## Your objective:
Each line of the listing must be transcribed exactly, except for the images, which should be excluded.

## Source material:

[start]

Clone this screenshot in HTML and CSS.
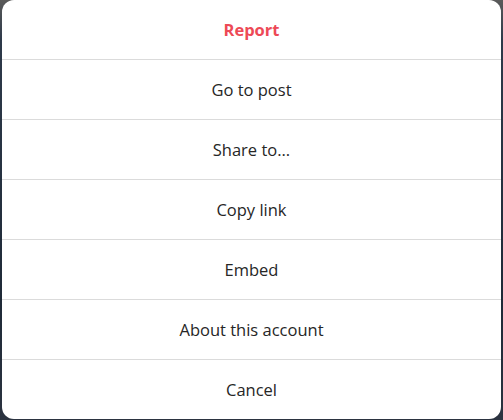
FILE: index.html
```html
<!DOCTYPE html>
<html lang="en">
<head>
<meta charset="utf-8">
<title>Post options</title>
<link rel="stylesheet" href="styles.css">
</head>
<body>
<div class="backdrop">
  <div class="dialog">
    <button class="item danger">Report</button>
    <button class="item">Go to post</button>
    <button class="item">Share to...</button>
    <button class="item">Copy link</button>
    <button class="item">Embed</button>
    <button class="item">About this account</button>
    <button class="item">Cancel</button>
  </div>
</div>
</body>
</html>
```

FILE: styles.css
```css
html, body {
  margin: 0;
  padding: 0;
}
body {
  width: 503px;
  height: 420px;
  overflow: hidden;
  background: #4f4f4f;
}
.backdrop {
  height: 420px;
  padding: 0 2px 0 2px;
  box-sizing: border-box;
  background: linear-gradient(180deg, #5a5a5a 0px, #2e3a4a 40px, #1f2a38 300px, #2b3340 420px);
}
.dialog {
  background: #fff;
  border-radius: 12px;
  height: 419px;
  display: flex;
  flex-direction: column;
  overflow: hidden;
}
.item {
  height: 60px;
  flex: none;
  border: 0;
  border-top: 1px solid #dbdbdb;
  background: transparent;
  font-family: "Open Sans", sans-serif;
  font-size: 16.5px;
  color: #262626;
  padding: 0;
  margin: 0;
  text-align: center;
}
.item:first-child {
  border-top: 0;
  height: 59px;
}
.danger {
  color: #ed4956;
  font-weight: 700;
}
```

[end]

## Answer for the task:
Clone this screenshot in HTML and CSS.
FILE: index.html
```html
<!DOCTYPE html>
<html lang="en">
<head>
<meta charset="utf-8">
<title>Post options</title>
<link rel="stylesheet" href="styles.css">
</head>
<body>
<div class="backdrop">
  <div class="dialog">
    <button class="item danger">Report</button>
    <button class="item">Go to post</button>
    <button class="item">Share to...</button>
    <button class="item">Copy link</button>
    <button class="item">Embed</button>
    <button class="item">About this account</button>
    <button class="item">Cancel</button>
  </div>
</div>
</body>
</html>
```

FILE: styles.css
```css
html, body {
  margin: 0;
  padding: 0;
}
body {
  width: 503px;
  height: 420px;
  overflow: hidden;
  background: #4f4f4f;
}
.backdrop {
  height: 420px;
  padding: 0 2px 0 2px;
  box-sizing: border-box;
  background: linear-gradient(180deg, #5a5a5a 0px, #2e3a4a 40px, #1f2a38 300px, #2b3340 420px);
}
.dialog {
  background: #fff;
  border-radius: 12px;
  height: 419px;
  display: flex;
  flex-direction: column;
  overflow: hidden;
}
.item {
  height: 60px;
  flex: none;
  border: 0;
  border-top: 1px solid #dbdbdb;
  background: transparent;
  font-family: "Open Sans", sans-serif;
  font-size: 16.5px;
  color: #262626;
  padding: 0;
  margin: 0;
  text-align: center;
}
.item:first-child {
  border-top: 0;
  height: 59px;
}
.danger {
  color: #ed4956;
  font-weight: 700;
}
```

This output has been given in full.